Look, I'm not saying running fixes anything. But if you're going to lie to yourself about cardiovascular health while replaying conversations from three years ago, you might as well have the right soundtrack. This playlist operates on the same principle as those Nike Tailwinds gathering dust in your closet: optimistic engineering applied to fundamentally doomed human behavior.
The thing about new wave as running music is that it never pretends exercise makes sense. Morrissey opens with "How Soon Is Now?" because of course he does—nothing says "athletic motivation" like existential tremolo and social paralysis. But then the Misfits slam in with horror-punk adrenaline, and The Clash turn "Rock the Casbah" into a geopolitical ska workout, and suddenly you're three songs deep before realizing your heart rate has nothing to do with cardio. The first mile is always a lie. Your body knows it, this playlist knows it, and we're all complicit.

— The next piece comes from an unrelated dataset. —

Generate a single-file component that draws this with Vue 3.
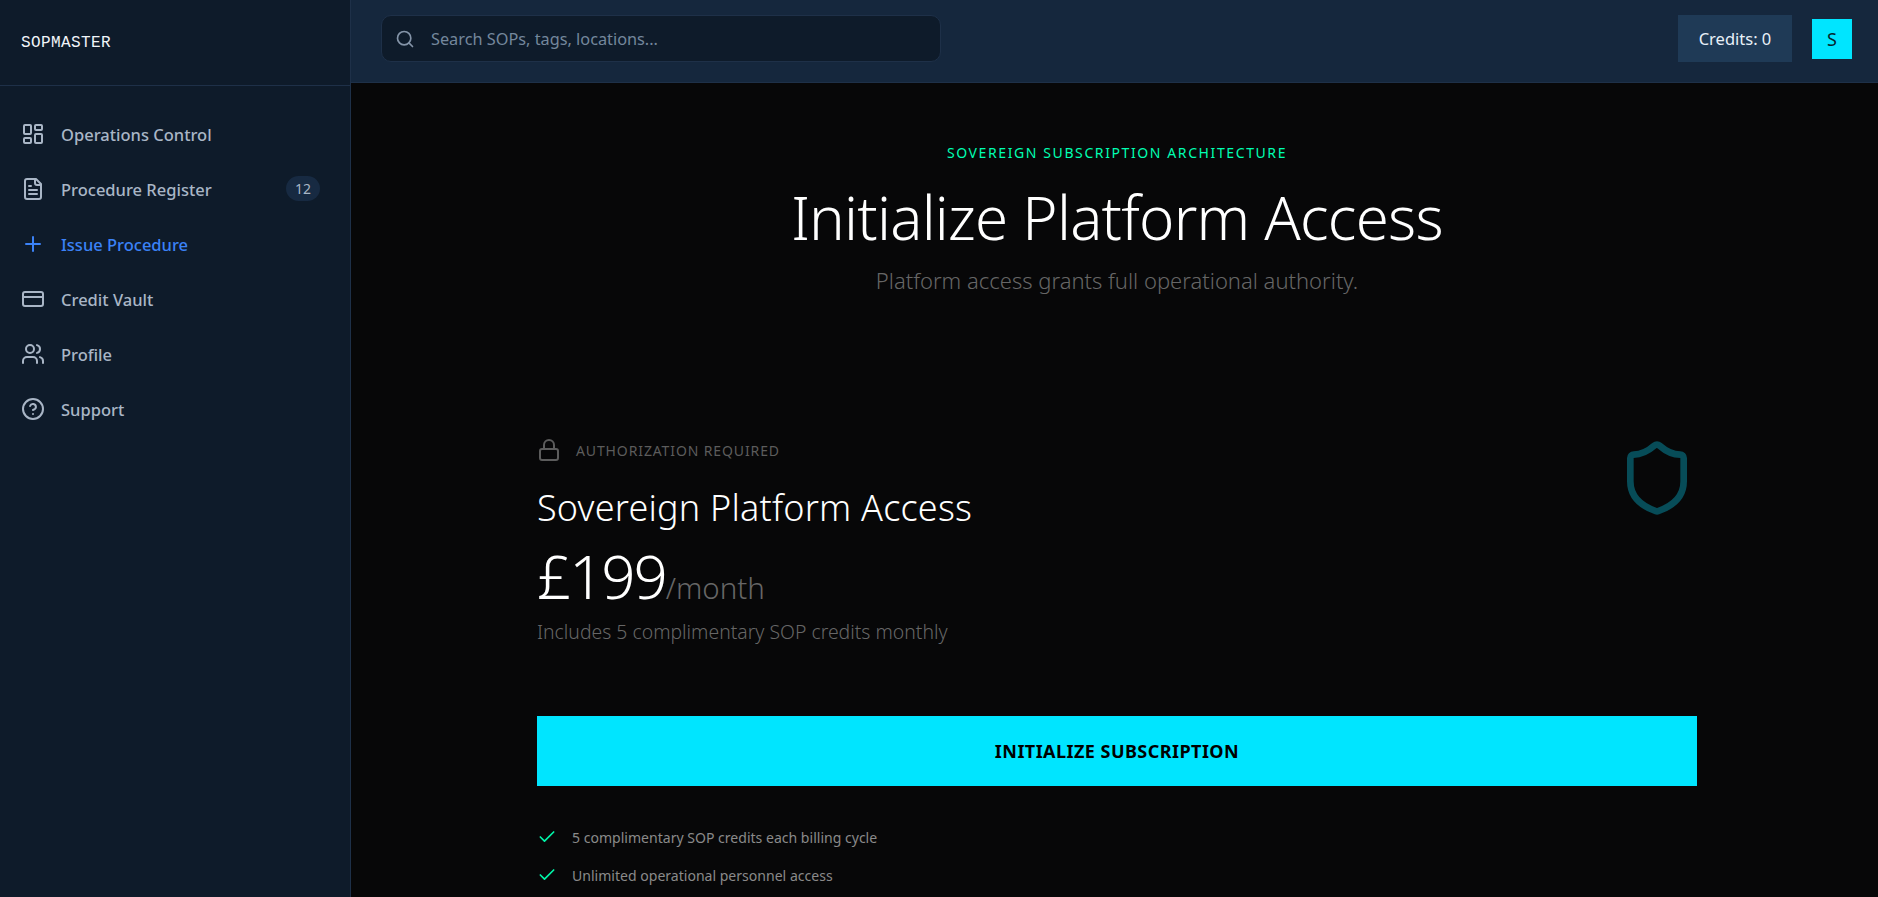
<script setup>
const nav = [
  { label: 'Operations Control', icon: 'grid' },
  { label: 'Procedure Register', icon: 'doc', badge: '12' },
  { label: 'Issue Procedure', icon: 'plus', active: true },
  { label: 'Credit Vault', icon: 'card' },
  { label: 'Profile', icon: 'users' },
  { label: 'Support', icon: 'help' },
]
const features = ['5 complimentary SOP credits each billing cycle', 'Unlimited operational personnel access']
</script>

<template>
  <div class="app">
    <aside class="sidebar">
      <div class="brand"><span>SOPMASTER</span></div>
      <nav class="nav">
        <a v-for="item in nav" :key="item.label" class="nav-item" :class="{ active: item.active }">
          <svg class="nav-icon" viewBox="0 0 24 24" fill="none" stroke="currentColor" stroke-width="2" stroke-linecap="round" stroke-linejoin="round">
            <template v-if="item.icon === 'grid'">
              <rect x="3" y="3" width="7" height="9" rx="1" />
              <rect x="14" y="3" width="7" height="5" rx="1" />
              <rect x="14" y="12" width="7" height="9" rx="1" />
              <rect x="3" y="16" width="7" height="5" rx="1" />
            </template>
            <template v-else-if="item.icon === 'doc'">
              <path d="M15 2H6a2 2 0 0 0-2 2v16a2 2 0 0 0 2 2h12a2 2 0 0 0 2-2V7Z" />
              <path d="M14 2v4a2 2 0 0 0 2 2h4" />
              <path d="M10 9H8" />
              <path d="M16 13H8" />
              <path d="M16 17H8" />
            </template>
            <template v-else-if="item.icon === 'plus'">
              <path d="M5 12h14" />
              <path d="M12 5v14" />
            </template>
            <template v-else-if="item.icon === 'card'">
              <rect x="2" y="5" width="20" height="14" rx="2" />
              <path d="M2 10h20" />
            </template>
            <template v-else-if="item.icon === 'users'">
              <path d="M16 21v-2a4 4 0 0 0-4-4H6a4 4 0 0 0-4 4v2" />
              <circle cx="9" cy="7" r="4" />
              <path d="M22 21v-2a4 4 0 0 0-3-3.870" />
              <path d="M16 3.130a4 4 0 0 1 0 7.750" />
            </template>
            <template v-else>
              <circle cx="12" cy="12" r="10" />
              <path d="M9.090 9a3 3 0 0 1 5.830 1c0 2-3 3-3 3" />
              <path d="M12 17h.01" />
            </template>
          </svg>
          <span class="nav-label">{{ item.label }}</span>
          <span v-if="item.badge" class="badge">{{ item.badge }}</span>
        </a>
      </nav>
    </aside>

    <div class="content">
      <header class="topbar">
        <div class="search">
          <svg class="search-icon" viewBox="0 0 24 24" fill="none" stroke="currentColor" stroke-width="2" stroke-linecap="round" stroke-linejoin="round">
            <circle cx="11" cy="11" r="8" />
            <path d="m21 21-4.300-4.300" />
          </svg>
          <span class="placeholder">Search SOPs, tags, locations...</span>
        </div>
        <div class="top-right">
          <div class="credits">Credits: 0</div>
          <div class="avatar">S</div>
        </div>
      </header>

      <main class="main">
        <section class="hero">
          <div class="eyebrow">SOVEREIGN SUBSCRIPTION ARCHITECTURE</div>
          <h1>Initialize Platform Access</h1>
          <p class="sub">Platform access grants full operational authority.</p>
        </section>

        <section class="plan">
          <svg class="shield" viewBox="0 0 24 24" fill="none" stroke="currentColor" stroke-width="2" stroke-linecap="round" stroke-linejoin="round">
            <path d="M20 13c0 5-3.500 7.500-7.660 8.950a1 1 0 0 1-.67-.01C7.500 20.500 4 18 4 13V6a1 1 0 0 1 1-1c2 0 4.500-1.200 6.240-2.720a1.170 1.170 0 0 1 1.520 0C14.510 3.810 17 5 19 5a1 1 0 0 1 1 1z" />
          </svg>
          <div class="auth">
            <svg class="lock" viewBox="0 0 24 24" fill="none" stroke="currentColor" stroke-width="2" stroke-linecap="round" stroke-linejoin="round">
              <rect x="3" y="11" width="18" height="11" rx="2" />
              <path d="M7 11V7a5 5 0 0 1 10 0v4" />
            </svg>
            <span>AUTHORIZATION REQUIRED</span>
          </div>
          <h2>Sovereign Platform Access</h2>
          <div class="price"><span class="amount">£199</span><span class="per">/month</span></div>
          <p class="includes">Includes 5 complimentary SOP credits monthly</p>
          <button class="cta">INITIALIZE SUBSCRIPTION</button>
          <ul class="features">
            <li v-for="f in features" :key="f">
              <svg class="check" viewBox="0 0 24 24" fill="none" stroke="currentColor" stroke-width="2" stroke-linecap="round" stroke-linejoin="round">
                <path d="M20 6 9 17l-5-5" />
              </svg>
              <span>{{ f }}</span>
            </li>
          </ul>
        </section>
      </main>
    </div>
  </div>
</template>

<style>
html, body { margin: 0; height: 100%; overflow: hidden; background: #070708; }
</style>

<style scoped>
* { box-sizing: border-box; }
.app {
  display: flex;
  height: 897px;
  overflow: hidden;
  font-family: "Noto Sans", "Open Sans", sans-serif;
  background: #070708;
}
.sidebar {
  width: 351px;
  flex: none;
  background: #0e1b2a;
  border-right: 1px solid #1e3048;
}
.brand {
  height: 86px;
  padding: 1px 0 0 21px;
  display: flex;
  align-items: center;
  border-bottom: 1px solid #1e3048;
  color: #f1f5f9;
  font-family: "Liberation Mono", "DejaVu Sans Mono", monospace;
  font-size: 16px;
  letter-spacing: 0.400px;
}
.nav {
  display: flex;
  flex-direction: column;
  padding-top: 20px;
}
.nav-item {
  height: 55px;
  display: flex;
  align-items: center;
  padding: 0 30px 0 21px;
  color: #a9b6c6;
  font-size: 16.5px;
  font-weight: 500;
}
.nav-item.active { color: #3b82f6; }
.nav-icon { width: 24px; height: 24px; flex: none; margin-right: 16px; }
.nav-label { flex: 1; padding-top: 1px; }
.badge {
  width: 34px;
  height: 25px;
  border-radius: 13px;
  background: #172a42;
  color: #a9b6c6;
  font-size: 14px;
  font-weight: 400;
  display: flex;
  align-items: center;
  justify-content: center;
}
.content { flex: 1; min-width: 0; display: flex; flex-direction: column; }
.topbar {
  height: 83px;
  flex: none;
  background: #15273d;
  border-bottom: 1px solid #1e3048;
  display: flex;
  align-items: center;
  justify-content: space-between;
  padding: 0 26px 5px 30px;
}
.search {
  width: 560px;
  height: 47px;
  background: #0e1b2a;
  border: 1px solid #1e3048;
  border-radius: 10px;
  display: flex;
  align-items: center;
  padding-left: 13px;
  color: #8494a8;
}
.search-icon { width: 20px; height: 20px; margin-right: 16px; }
.placeholder { font-size: 16.3px; color: #74879c; }
.top-right { display: flex; align-items: center; gap: 20px; }
.credits {
  width: 114px;
  height: 47px;
  background: #1f3a56;
  color: #e8f0f8;
  font-size: 16.5px;
  display: flex;
  align-items: center;
  justify-content: center;
}
.avatar {
  width: 40px;
  height: 40px;
  background: #00e5ff;
  color: #04282e;
  font-size: 18px;
  display: flex;
  align-items: center;
  justify-content: center;
}
.main { flex: 1; overflow: hidden; padding: 61px 181px 0 186px; }
.hero { text-align: center; }
.eyebrow {
  color: #00ffb2;
  font-size: 14px;
  letter-spacing: 1.600px;
  line-height: 18px;
}
h1 {
  margin: 19px 0 0;
  color: #fff;
  font-size: 60px;
  font-weight: 300;
  line-height: 72px;
  letter-spacing: -0.750px;
}
.sub { margin: 12px 0 0; color: #666; font-size: 22px; font-weight: 300; line-height: 30px; }
.plan { position: relative; margin-top: 143px; }
.shield {
  position: absolute;
  right: 0;
  top: 0;
  width: 80px;
  height: 80px;
  color: #074c58;
}
.auth {
  display: flex;
  align-items: center;
  height: 24px;
  color: #5c5c5c;
  font-size: 14px;
  letter-spacing: 0.880px;
}
.lock { width: 24px; height: 24px; flex: none; margin-right: 15px; }
h2 { margin: 24px 0 0; color: #fff; font-size: 36px; font-weight: 350; line-height: 44px; letter-spacing: 0.200px; }
.price { margin-top: 11px; display: flex; align-items: baseline; }
.amount { color: #fff; font-size: 60px; font-weight: 300; line-height: 70px; letter-spacing: -2.100px; }
.per { color: #666; font-size: 29.500px; font-weight: 300; }
.includes { margin: 8px 0 0; color: #666; font-size: 19.400px; font-weight: 300; line-height: 26px; }
.cta {
  display: block;
  width: 100%;
  height: 70px;
  margin-top: 71px;
  border: none;
  background: #00e5ff;
  color: #000;
  font: inherit;
  font-size: 18px;
  font-weight: 700;
  letter-spacing: 0.450px;
}
.features { list-style: none; margin: 40px 0 0; padding: 0; display: flex; flex-direction: column; gap: 16px; }
.features li {
  display: flex;
  align-items: center;
  height: 22px;
  color: #8a8a8a;
  font-size: 14.050px;
}
.check { width: 20px; height: 20px; flex: none; margin-right: 15px; color: #00f5a8; }
</style>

By the time The Beat's jittery ska energy hits, you're committed to the bit. "Mirror in the Bathroom" sounds like someone's nervous system set to 2-Tone, which is exactly what running feels like when you're not an actual runner. Then The Cure promises you can run toward heaven forever, and INXS tells you not to change, and Modern English swears you'll melt together during the apocalypse. You believe all of it for the exact length of each song, which is how faith actually works.
The decision point arrives with "Ghost Town." The Specials made a track that sounds like infrastructure collapse and civic abandonment, and somehow it's perfect for mile five. Because that's when every run becomes existential—when your body starts negotiating with your brain about why you're doing this. Then "Silly Girl" hits, and it's Milo Aukerman screaming about romantic confusion at hardcore velocity, and something about a PhD candidate with this much emotional damage makes you keep moving. Intelligence doesn't protect you from bad decisions. It just gives you better vocabulary for the same suffering.
The back half gets committed: Violent Femmes' acoustic desperation, Operation Ivy's ska-core urgency, Concrete Blonde and X both writing doomed love letters to California. Two different bands, same recognition that the West Coast promises everything and delivers heartbreak with perfect weather.
And then the finish: Pixies doing deranged surf-punk into Nirvana's cover of "Love Buzz," recorded for Sub Pop in 1989 when nobody knew grunge would eat the world. It's the perfect ending because it doesn't resolve anything. You finish the run. Your problems remain. But for thirty-seven minutes, you had a soundtrack that understood the assignment: don't fix anything, just keep moving until the music stops.